5 It is known that when seeds of a certain type are planted, on average \(10 \%\) of the resulting plants reach a height of 1 metre. A gardener wishes to investigate whether a new fertiliser will increase this proportion. He plants a random sample of 18 seeds of this type, using the fertiliser, and notes how many of the resulting plants reach a height of 1 metre.

1. In fact 4 of the 18 plants reach a height of 1 metre. Carry out a hypothesis test at the \(8 \%\) significance level.
2. Explain which of the errors, Type I or Type II, might have been made in part (i). Later, the gardener plants another random sample of 18 seeds of this type, using the fertiliser, and again carries out a hypothesis test at the \(8 \%\) significance level.
3. Find the probability of a Type I error.

7 At a certain hospital it was found that the probability that a patient did not arrive for an appointment was 0.2 . The hospital carries out some publicity in the hope that this probability will be reduced. They wish to test whether the publicity has worked.

1. It is suggested that the first 30 appointments on a Monday should be used for the test. Give a reason why this is not an appropriate sample. A suitable sample of 30 appointments is selected and the number of patients that do not arrive is noted. This figure is used to carry out a test at the 5\% significance level.
2. Explain why the test is one-tail and state suitable null and alternative hypotheses.
3. State what is meant by a Type I error in this context.
4. Use the binomial distribution to find the critical region, and find the probability of a Type I error.
5. In fact 3 patients out of the 30 do not arrive. State the conclusion of the test, explaining your answer.

6 Parcels arriving at a certain office have weights \(W \mathrm {~kg}\), where the random variable \(W\) has mean \(\mu\) and standard deviation 0.2 . The value of \(\mu\) used to be 2.60 , but there is a suspicion that this may no longer be true. In order to test at the 5\% significance level whether the value of \(\mu\) has increased, a random sample of 75 parcels is chosen. You may assume that the standard deviation of \(W\) is unchanged.

1. The mean weight of the 75 parcels is found to be 2.64 kg . Carry out the test.
2. Later another test of the same hypotheses at the \(5 \%\) significance level, with another random sample of 75 parcels, is carried out. Given that the value of \(\mu\) is now 2.68 , calculate the probability of a Type II error.
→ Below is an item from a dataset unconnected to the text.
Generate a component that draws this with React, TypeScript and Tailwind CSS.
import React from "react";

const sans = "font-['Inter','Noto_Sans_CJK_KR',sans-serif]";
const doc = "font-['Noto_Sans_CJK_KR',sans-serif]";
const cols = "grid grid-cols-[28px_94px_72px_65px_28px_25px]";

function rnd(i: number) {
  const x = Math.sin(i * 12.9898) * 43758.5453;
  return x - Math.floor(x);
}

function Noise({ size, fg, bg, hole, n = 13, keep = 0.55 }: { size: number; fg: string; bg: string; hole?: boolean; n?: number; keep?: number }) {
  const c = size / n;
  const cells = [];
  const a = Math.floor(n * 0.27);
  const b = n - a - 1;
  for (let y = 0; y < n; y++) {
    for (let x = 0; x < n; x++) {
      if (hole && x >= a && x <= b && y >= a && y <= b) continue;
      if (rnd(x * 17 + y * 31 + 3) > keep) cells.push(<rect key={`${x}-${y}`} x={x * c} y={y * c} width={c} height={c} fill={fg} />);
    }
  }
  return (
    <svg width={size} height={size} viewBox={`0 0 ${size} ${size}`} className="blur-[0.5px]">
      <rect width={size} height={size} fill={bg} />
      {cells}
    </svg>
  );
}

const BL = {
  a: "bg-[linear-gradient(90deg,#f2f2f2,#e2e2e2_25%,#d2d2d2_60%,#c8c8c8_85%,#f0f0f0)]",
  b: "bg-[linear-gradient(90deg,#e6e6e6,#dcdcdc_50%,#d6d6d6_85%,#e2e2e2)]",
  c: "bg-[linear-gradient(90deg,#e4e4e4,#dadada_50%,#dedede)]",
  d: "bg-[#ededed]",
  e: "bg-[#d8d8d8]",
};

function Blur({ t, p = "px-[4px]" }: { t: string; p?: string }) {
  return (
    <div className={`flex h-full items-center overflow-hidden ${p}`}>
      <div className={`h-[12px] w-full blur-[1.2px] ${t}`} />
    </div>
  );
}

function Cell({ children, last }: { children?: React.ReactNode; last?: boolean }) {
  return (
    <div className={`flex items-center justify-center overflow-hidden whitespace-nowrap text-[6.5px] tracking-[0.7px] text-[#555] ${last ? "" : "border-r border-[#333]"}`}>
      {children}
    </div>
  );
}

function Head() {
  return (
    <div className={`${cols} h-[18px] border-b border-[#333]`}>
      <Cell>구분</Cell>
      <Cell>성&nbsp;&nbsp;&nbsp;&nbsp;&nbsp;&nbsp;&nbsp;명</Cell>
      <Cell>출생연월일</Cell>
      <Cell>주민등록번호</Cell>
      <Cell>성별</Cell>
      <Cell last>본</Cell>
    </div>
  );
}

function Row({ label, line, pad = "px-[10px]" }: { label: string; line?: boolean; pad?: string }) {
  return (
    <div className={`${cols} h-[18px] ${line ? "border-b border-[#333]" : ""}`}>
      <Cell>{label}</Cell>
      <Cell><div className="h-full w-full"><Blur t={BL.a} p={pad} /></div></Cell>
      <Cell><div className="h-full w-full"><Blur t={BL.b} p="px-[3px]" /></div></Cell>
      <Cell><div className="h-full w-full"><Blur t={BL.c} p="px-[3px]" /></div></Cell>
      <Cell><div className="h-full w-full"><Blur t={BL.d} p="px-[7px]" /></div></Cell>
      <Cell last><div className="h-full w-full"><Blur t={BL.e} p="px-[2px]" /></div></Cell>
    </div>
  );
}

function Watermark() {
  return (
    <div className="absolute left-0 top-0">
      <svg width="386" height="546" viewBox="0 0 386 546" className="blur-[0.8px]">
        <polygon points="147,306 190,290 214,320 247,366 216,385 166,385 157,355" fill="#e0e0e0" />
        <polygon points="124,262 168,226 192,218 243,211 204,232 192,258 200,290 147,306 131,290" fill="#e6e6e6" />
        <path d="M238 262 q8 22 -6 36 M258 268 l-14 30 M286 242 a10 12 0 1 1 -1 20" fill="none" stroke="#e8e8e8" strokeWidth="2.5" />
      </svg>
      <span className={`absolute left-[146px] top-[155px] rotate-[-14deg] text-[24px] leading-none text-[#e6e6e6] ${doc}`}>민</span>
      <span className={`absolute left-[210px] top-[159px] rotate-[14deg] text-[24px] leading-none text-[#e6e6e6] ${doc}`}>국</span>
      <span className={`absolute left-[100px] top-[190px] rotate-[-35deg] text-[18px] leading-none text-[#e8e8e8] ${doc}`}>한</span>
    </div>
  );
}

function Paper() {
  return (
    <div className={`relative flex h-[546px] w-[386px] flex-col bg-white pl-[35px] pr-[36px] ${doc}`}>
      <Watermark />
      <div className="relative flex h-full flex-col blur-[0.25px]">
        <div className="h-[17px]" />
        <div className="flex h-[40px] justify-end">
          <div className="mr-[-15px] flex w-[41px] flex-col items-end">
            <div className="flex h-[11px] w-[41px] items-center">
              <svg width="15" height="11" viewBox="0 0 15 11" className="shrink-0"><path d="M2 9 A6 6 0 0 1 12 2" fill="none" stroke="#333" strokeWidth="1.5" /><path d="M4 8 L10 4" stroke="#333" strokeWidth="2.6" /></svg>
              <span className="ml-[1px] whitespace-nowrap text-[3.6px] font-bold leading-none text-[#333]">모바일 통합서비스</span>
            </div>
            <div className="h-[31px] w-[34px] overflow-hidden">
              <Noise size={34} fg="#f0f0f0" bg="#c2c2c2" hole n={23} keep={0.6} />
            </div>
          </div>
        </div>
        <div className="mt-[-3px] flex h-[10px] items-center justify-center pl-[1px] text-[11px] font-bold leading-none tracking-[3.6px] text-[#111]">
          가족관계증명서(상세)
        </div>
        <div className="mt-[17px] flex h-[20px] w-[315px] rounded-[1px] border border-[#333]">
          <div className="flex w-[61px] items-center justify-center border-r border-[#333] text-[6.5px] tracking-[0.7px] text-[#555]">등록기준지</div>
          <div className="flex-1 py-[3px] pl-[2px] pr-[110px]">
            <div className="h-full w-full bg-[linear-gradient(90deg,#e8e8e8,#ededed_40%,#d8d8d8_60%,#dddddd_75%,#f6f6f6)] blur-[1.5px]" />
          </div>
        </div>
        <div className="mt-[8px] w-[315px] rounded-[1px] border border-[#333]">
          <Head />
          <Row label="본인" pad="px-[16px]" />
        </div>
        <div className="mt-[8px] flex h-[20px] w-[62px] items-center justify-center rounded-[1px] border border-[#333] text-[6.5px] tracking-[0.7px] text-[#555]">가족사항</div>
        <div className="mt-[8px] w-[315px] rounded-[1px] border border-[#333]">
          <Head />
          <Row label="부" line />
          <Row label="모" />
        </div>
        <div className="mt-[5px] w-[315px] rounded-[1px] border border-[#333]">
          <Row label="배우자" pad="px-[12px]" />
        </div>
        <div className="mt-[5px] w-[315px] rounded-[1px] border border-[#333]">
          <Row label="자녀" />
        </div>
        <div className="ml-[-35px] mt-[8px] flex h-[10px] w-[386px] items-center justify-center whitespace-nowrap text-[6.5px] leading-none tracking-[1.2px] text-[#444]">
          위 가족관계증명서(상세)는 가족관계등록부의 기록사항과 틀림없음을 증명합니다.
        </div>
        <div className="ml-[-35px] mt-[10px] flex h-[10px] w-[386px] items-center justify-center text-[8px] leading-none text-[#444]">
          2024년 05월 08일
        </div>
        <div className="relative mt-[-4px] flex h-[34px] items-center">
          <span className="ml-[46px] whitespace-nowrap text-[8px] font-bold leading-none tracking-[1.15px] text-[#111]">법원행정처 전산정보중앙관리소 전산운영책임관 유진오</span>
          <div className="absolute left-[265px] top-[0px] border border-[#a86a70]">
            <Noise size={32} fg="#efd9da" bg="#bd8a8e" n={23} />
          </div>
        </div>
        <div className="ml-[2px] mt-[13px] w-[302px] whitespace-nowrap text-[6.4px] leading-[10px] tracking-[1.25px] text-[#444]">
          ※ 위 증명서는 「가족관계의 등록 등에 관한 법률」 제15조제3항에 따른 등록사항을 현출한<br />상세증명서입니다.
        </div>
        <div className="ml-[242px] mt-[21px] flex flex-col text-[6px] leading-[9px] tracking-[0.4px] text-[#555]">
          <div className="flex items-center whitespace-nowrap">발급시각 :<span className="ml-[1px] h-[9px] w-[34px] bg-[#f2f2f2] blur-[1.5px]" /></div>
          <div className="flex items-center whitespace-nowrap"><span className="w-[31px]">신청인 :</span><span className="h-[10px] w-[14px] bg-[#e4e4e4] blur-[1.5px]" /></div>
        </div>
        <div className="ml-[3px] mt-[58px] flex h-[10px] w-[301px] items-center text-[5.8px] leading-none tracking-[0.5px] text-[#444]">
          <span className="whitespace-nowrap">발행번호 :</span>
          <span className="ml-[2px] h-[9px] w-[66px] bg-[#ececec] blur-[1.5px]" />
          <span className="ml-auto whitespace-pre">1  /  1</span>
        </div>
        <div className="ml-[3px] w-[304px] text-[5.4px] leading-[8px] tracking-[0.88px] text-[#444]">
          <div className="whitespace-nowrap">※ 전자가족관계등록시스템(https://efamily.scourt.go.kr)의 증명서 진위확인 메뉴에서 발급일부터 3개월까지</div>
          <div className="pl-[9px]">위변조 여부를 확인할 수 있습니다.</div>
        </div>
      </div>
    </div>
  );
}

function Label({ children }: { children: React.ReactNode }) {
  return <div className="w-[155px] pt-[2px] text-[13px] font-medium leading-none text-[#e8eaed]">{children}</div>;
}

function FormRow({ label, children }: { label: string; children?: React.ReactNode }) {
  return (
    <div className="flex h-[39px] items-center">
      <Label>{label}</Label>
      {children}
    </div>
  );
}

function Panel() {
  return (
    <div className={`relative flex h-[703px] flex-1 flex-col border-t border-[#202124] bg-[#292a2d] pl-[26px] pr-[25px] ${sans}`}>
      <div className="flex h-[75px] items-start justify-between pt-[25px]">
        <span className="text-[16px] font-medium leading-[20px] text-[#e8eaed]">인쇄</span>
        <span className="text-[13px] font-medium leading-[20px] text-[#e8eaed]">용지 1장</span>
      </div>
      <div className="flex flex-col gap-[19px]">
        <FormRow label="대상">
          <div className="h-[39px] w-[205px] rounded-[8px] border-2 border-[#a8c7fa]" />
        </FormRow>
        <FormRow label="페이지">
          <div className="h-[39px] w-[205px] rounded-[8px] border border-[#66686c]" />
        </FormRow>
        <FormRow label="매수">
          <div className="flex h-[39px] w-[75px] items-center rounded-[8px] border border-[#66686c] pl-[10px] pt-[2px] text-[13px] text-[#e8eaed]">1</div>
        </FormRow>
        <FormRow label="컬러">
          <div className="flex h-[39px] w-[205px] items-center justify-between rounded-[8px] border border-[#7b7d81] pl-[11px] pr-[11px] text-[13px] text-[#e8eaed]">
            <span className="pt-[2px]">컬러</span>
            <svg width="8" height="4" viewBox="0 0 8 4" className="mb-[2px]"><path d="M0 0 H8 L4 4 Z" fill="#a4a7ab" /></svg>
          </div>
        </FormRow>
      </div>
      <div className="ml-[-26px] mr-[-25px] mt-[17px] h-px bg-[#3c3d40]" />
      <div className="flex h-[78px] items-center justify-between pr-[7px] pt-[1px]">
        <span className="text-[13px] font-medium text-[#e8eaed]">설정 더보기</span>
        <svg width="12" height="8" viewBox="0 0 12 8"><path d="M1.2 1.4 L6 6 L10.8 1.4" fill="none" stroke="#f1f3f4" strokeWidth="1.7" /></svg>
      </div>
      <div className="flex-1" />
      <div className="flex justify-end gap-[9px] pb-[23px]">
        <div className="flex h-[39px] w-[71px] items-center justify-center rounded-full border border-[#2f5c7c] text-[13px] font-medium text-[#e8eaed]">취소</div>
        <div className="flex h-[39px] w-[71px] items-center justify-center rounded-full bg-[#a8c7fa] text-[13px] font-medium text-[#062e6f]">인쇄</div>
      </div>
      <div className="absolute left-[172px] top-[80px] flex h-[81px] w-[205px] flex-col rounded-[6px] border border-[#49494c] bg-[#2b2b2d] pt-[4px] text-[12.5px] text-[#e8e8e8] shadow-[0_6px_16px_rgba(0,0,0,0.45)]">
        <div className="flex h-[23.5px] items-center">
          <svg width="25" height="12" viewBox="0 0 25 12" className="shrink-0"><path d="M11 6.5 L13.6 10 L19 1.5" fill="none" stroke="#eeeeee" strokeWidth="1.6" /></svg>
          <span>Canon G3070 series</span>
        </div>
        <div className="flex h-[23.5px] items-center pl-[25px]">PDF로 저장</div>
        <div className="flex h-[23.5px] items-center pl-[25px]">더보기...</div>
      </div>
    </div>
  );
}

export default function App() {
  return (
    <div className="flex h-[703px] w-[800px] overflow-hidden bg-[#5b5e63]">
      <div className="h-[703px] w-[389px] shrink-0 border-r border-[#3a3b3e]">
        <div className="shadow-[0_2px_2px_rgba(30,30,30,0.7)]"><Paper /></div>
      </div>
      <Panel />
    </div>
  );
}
7 In the past the time, in minutes, taken for a particular rail journey has been found to have mean 20.5 and standard deviation 1.2. Some new railway signals are installed. In order to test whether the mean time has decreased, a random sample of 100 times for this journey are noted. The sample mean is found to be 20.3 minutes. You should assume that the standard deviation is unchanged.
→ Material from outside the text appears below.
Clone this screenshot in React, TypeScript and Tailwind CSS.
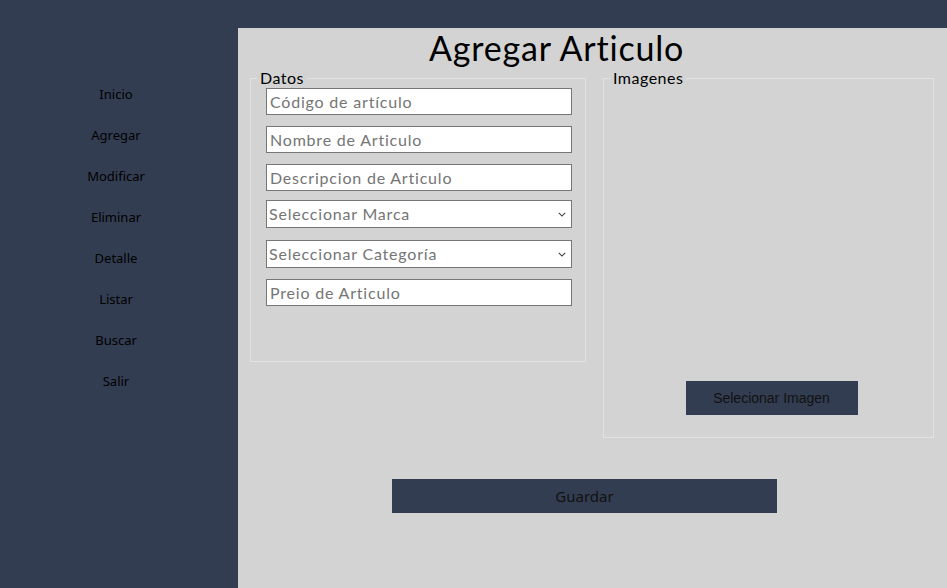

1. Carry out a significance test, at the \(4 \%\) level, of whether the population mean time has decreased. Later another significance test of the same hypotheses, using another random sample of size 100 , is carried out at the \(4 \%\) level.
2. Given that the population mean is now 20.1, find the probability of a Type II error.
3. State what is meant by a Type II error in this context.